I chose Thomas R. Martin’s Ancient Greece: From Prehistoric to Hellenistic Times to get a quick overview of the history of ancient Greece, because I haven’t really studied it since I took Search (a two-year-long survey of western civilization at Rhodes College) in 1990. And if an overview is what you’re looking for, this is the book for you.
The sheer sweep of this book can be sobering. America’s piffling 240-odd-year history looks paltry indeed, set against Greece’s history, which begins before people were bothering to write things down and is still going on these several thousand years later. This 283-page book covers roughly four thousand years, give or take, although it really zeroes in on the Archaic and Classical Ages (750 to 323 BCE).

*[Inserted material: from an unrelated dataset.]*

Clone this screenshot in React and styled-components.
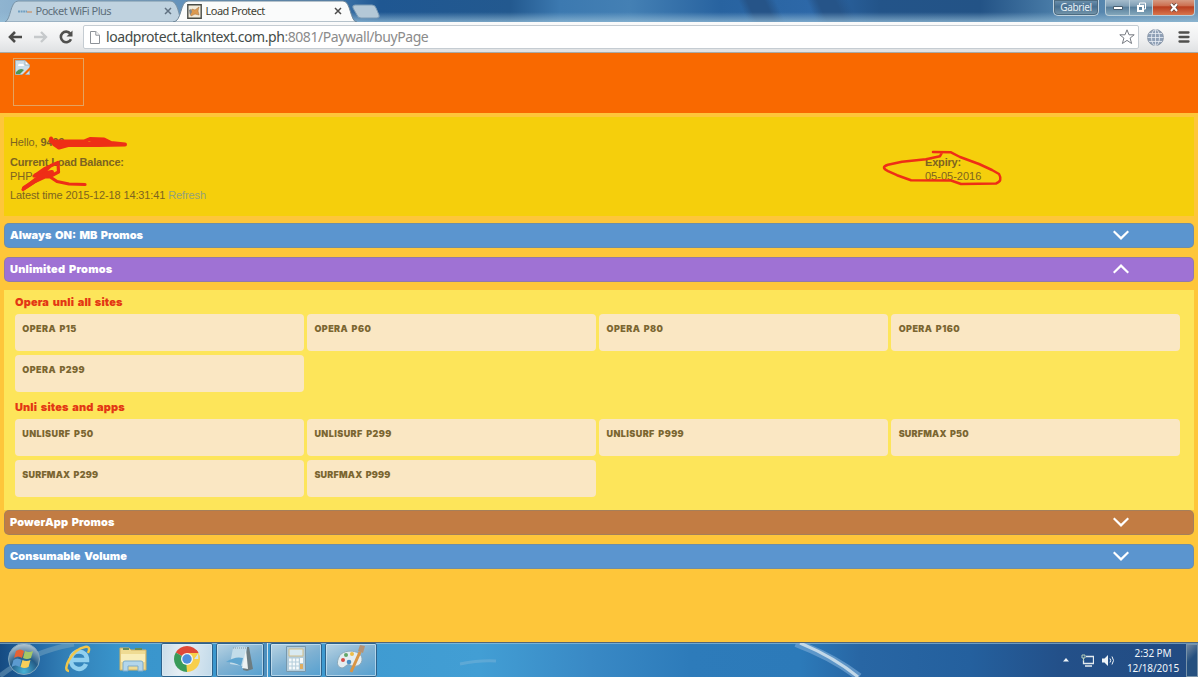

Martin surveys the major highlights of ancient Greek history as well as a few biographical sketches and a few paragraphs on major philosophers and playwrights. Reading this book can be an exercise in frustration at times, because you get interested in something (the Peloponnesian War was much more interesting then I remembered it being, and Alcibiades was a hot mess, y’all) and then Martin briskly moves on after a page or two.
Martin does a great job of pointing the reader toward additional resources. He especially encourages us to read primary sources: Plato! Aristotle! Herodotus! Thucydides! But as I said above, my brain immediately goes to the books that will explain the primary sources to me instead of the sources themselves. (In a passage apparently directed specifically to me, Martin scolds, “The best way to learn about ancient Greek history and form one’s own judgments is to study the ancient evidence first and then follow up on particular topics by consulting specialized works of modern scholarship.”) But I’m probably not going to read the works of Plato before September, nor will I most likely get around to the Greek playwrights. I feel bad about that. I did not appreciate Plato’s Republic or Oedipus Rex when I read them in college, and now that I have the right perspective for them I don’t have the mental energy to apply to them. At least that is what I tell myself.
But how amazing it is that scraps of philosophy and history and plays have survived thousands of years so that Socrates and Aeschylus and Euripides can continue to talk to us. What a miracle that we can still find so much of what they say relevant! Or maybe it is just proof that human beings never change, not really — over dozens of centuries we just keep making the same mistakes, or at least the same choices, over and over again.